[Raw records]

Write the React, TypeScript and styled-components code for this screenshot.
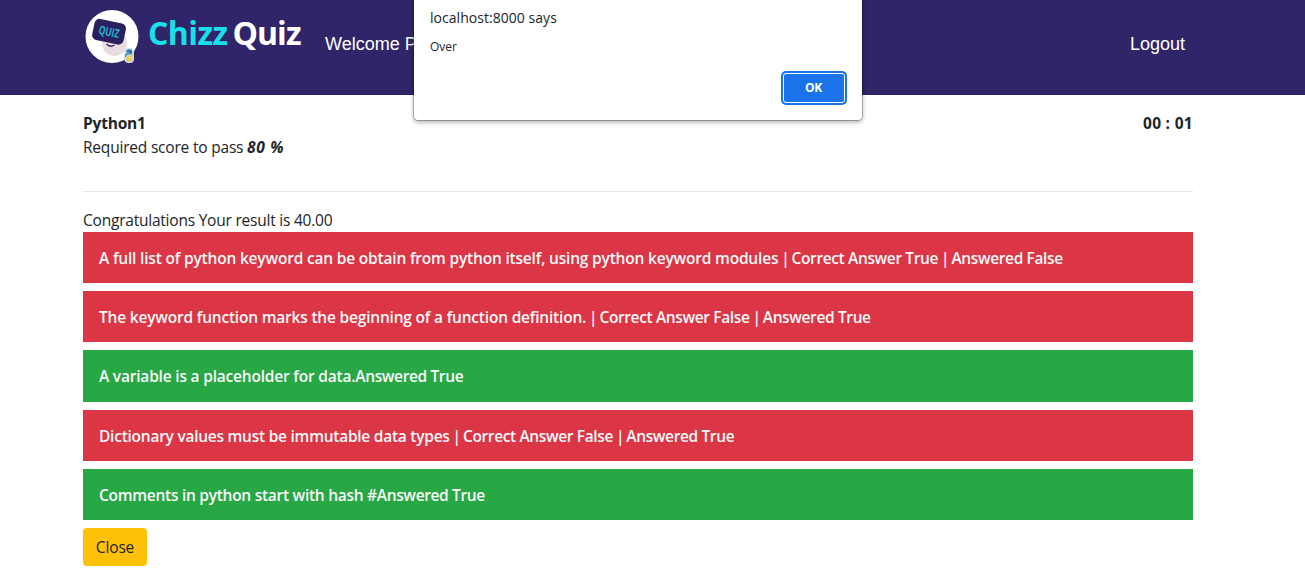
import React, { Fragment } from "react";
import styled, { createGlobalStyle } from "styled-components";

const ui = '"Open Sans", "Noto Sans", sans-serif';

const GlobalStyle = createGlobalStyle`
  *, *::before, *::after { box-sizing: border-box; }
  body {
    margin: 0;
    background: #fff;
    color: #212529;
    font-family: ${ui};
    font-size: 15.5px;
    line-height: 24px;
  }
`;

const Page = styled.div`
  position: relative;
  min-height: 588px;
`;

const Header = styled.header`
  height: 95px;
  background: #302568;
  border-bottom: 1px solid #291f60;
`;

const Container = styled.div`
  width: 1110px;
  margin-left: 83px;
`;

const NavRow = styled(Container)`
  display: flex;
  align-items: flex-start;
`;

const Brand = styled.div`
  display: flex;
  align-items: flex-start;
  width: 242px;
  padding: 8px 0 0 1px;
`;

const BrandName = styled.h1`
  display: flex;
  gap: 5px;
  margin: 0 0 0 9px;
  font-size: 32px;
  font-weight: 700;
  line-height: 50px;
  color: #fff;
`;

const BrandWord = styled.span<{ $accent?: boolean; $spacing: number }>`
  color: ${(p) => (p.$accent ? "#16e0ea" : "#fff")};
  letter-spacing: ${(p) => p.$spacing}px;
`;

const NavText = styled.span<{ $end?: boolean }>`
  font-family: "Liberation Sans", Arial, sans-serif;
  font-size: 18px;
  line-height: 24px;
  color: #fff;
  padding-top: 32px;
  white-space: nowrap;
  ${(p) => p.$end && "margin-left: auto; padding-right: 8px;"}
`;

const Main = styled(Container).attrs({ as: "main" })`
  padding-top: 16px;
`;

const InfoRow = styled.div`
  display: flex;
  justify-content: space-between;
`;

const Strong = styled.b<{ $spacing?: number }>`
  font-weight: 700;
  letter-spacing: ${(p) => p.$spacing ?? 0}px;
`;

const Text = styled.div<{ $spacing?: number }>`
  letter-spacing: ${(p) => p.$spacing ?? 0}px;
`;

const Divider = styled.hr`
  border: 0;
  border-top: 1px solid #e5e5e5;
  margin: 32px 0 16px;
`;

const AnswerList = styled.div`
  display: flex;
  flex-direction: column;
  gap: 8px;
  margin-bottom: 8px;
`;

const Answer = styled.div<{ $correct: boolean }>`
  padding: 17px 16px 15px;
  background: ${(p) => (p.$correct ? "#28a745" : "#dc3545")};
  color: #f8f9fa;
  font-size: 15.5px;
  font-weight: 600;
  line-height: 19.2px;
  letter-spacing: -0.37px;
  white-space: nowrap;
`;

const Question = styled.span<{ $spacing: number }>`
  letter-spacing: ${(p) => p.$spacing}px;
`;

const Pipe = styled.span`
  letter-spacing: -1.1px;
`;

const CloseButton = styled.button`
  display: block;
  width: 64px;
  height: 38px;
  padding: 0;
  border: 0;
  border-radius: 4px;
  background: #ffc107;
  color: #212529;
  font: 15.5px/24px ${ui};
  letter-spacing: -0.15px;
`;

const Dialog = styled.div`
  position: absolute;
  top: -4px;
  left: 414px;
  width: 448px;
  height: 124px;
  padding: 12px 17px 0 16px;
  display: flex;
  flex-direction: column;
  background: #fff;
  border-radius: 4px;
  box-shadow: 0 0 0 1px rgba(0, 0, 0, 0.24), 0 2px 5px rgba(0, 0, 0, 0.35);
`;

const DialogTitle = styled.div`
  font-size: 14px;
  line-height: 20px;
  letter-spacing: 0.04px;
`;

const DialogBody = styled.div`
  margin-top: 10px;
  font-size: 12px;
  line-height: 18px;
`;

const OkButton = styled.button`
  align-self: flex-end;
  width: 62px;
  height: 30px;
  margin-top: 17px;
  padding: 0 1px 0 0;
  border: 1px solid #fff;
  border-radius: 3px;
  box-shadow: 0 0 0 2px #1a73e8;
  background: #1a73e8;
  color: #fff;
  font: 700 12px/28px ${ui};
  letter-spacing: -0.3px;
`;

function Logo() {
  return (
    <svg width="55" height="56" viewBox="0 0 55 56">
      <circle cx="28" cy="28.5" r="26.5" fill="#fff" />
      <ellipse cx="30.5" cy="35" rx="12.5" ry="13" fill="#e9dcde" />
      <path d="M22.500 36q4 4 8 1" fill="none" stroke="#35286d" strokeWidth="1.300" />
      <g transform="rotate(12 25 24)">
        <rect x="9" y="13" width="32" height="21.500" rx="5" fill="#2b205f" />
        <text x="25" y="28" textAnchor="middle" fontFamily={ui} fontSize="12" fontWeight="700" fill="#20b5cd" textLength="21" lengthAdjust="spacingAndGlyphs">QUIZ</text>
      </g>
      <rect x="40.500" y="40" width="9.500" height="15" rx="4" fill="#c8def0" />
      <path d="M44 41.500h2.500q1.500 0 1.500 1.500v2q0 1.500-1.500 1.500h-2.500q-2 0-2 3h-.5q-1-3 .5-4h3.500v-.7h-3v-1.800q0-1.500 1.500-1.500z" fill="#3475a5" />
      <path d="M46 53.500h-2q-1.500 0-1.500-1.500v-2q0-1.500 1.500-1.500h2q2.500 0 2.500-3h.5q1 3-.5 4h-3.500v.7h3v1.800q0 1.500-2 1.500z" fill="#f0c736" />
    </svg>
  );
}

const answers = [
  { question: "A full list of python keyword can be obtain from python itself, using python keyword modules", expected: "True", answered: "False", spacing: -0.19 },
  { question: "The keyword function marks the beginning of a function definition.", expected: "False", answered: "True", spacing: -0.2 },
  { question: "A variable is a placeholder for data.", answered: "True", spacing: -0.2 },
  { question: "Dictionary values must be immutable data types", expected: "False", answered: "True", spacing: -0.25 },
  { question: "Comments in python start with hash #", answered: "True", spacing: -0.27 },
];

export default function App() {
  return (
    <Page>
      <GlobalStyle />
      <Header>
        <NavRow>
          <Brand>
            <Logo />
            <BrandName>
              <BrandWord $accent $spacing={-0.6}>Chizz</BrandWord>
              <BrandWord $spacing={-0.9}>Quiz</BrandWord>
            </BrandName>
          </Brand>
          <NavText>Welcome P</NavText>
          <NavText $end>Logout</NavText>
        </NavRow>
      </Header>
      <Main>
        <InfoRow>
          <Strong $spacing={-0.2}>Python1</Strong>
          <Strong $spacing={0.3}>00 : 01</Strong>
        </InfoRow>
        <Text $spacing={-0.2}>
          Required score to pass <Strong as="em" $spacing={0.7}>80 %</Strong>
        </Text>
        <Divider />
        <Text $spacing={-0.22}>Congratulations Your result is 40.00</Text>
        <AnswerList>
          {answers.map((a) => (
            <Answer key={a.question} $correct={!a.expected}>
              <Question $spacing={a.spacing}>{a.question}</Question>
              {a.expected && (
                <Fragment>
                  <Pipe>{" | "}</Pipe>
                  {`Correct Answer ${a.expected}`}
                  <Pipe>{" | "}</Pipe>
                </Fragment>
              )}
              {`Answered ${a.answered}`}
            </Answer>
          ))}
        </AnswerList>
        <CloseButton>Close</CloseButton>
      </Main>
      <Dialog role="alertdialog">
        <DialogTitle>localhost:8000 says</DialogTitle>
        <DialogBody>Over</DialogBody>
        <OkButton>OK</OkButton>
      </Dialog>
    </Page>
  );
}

...

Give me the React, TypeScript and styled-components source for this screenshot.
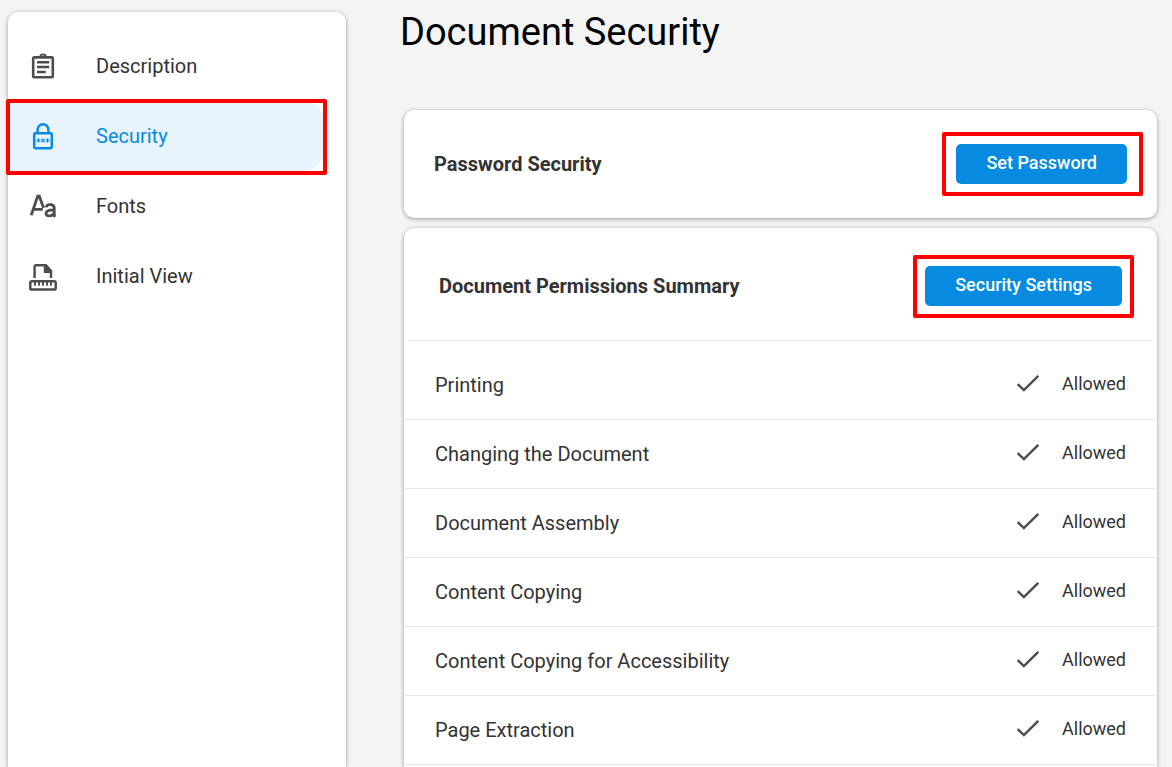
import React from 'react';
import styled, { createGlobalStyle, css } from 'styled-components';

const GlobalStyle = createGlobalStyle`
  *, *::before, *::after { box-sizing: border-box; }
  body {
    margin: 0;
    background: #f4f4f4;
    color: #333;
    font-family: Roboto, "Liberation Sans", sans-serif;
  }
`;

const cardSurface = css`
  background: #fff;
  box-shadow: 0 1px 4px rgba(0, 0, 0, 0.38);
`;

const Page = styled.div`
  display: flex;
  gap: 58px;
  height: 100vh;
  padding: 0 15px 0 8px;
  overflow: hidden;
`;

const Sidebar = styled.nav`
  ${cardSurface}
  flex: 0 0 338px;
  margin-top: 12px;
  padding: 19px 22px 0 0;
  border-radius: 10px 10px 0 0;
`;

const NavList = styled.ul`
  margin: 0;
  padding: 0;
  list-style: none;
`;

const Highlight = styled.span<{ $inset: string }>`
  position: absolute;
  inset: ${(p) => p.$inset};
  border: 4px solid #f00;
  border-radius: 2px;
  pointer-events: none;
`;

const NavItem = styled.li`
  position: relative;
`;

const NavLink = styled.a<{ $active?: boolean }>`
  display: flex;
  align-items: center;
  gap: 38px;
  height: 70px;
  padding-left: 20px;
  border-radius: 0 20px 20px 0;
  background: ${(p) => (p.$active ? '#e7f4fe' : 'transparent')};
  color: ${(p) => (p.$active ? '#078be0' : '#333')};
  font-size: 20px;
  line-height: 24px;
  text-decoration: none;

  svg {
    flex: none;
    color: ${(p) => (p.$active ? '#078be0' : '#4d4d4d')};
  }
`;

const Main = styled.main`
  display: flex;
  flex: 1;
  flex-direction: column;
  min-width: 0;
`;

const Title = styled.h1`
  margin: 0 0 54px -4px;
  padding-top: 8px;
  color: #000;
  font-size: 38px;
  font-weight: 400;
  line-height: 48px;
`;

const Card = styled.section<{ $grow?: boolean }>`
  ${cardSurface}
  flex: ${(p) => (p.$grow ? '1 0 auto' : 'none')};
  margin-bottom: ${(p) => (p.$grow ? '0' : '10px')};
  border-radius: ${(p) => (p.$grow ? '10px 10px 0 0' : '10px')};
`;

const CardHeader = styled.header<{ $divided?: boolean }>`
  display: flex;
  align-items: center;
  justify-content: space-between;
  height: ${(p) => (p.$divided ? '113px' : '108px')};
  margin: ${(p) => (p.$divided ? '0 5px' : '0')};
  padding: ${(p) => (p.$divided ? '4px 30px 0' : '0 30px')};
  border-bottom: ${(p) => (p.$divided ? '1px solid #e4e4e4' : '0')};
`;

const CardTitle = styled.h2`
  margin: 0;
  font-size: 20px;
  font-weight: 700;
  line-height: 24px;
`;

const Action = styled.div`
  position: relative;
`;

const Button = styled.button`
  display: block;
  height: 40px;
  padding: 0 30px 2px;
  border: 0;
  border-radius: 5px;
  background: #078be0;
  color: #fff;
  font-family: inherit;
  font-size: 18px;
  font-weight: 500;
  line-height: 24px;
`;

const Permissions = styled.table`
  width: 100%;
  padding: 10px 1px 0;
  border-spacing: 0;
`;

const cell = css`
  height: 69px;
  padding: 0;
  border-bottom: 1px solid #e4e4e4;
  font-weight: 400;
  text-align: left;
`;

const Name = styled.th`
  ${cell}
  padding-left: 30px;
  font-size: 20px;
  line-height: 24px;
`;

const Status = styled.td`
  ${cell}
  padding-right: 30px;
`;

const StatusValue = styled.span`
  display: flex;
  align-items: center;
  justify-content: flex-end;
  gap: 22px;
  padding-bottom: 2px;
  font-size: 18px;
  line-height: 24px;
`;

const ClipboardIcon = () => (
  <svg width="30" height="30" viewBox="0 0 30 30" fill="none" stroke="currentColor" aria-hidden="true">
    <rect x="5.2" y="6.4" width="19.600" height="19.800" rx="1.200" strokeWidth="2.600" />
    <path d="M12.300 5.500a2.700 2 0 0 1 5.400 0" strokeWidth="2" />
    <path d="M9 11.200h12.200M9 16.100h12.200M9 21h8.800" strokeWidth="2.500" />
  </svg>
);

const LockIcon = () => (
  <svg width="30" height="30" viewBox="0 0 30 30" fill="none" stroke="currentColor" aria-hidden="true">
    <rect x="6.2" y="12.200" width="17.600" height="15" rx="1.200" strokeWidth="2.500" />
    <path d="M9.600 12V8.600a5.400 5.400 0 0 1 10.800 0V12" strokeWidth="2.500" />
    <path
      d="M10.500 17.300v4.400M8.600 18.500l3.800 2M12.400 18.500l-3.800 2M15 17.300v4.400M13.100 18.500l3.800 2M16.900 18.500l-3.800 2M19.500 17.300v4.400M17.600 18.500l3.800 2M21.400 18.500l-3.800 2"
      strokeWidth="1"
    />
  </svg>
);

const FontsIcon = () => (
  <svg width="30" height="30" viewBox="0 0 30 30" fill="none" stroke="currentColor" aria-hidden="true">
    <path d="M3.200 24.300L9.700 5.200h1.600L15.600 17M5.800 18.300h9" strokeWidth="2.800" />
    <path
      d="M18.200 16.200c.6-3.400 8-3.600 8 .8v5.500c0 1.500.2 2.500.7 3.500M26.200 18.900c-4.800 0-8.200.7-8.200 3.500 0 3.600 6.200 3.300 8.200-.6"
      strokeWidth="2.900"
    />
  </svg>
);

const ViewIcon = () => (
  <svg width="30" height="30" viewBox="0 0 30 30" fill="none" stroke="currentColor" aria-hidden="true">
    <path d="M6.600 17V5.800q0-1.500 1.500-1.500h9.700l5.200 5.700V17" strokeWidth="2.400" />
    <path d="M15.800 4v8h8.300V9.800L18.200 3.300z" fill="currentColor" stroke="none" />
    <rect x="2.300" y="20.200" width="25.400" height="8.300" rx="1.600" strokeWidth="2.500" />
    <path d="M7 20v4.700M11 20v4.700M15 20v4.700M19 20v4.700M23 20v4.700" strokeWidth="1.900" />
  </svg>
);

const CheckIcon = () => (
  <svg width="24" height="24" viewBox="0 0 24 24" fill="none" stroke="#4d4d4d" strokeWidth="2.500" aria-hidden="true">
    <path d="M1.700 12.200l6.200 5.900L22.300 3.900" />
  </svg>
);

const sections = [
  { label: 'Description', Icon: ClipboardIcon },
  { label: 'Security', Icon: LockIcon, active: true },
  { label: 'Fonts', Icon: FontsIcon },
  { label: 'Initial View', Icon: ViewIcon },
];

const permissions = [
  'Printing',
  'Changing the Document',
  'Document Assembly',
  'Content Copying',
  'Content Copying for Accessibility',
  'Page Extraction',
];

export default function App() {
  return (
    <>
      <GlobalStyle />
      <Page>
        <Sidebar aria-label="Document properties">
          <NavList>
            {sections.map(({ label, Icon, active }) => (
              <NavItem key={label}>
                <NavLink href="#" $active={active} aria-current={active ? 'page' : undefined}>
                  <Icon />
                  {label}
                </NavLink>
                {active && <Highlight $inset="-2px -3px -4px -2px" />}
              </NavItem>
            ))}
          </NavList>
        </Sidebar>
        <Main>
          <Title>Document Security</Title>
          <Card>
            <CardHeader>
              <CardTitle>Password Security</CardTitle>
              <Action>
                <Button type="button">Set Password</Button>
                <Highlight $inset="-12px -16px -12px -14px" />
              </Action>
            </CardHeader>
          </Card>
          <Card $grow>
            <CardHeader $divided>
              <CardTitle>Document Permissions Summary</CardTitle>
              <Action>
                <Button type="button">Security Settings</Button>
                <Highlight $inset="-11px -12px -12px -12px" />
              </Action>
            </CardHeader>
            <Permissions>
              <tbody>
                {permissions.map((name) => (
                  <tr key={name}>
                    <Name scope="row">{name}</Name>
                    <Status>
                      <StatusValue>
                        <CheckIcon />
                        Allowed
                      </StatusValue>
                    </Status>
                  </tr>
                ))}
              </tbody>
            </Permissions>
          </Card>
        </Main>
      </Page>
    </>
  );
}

OBJECTIVE: Among the records above, find each line holding the string "TypeScript" and pull it out.

RESULT BELOW:
Write the React, TypeScript and styled-components code for this screenshot.
Give me the React, TypeScript and styled-components source for this screenshot.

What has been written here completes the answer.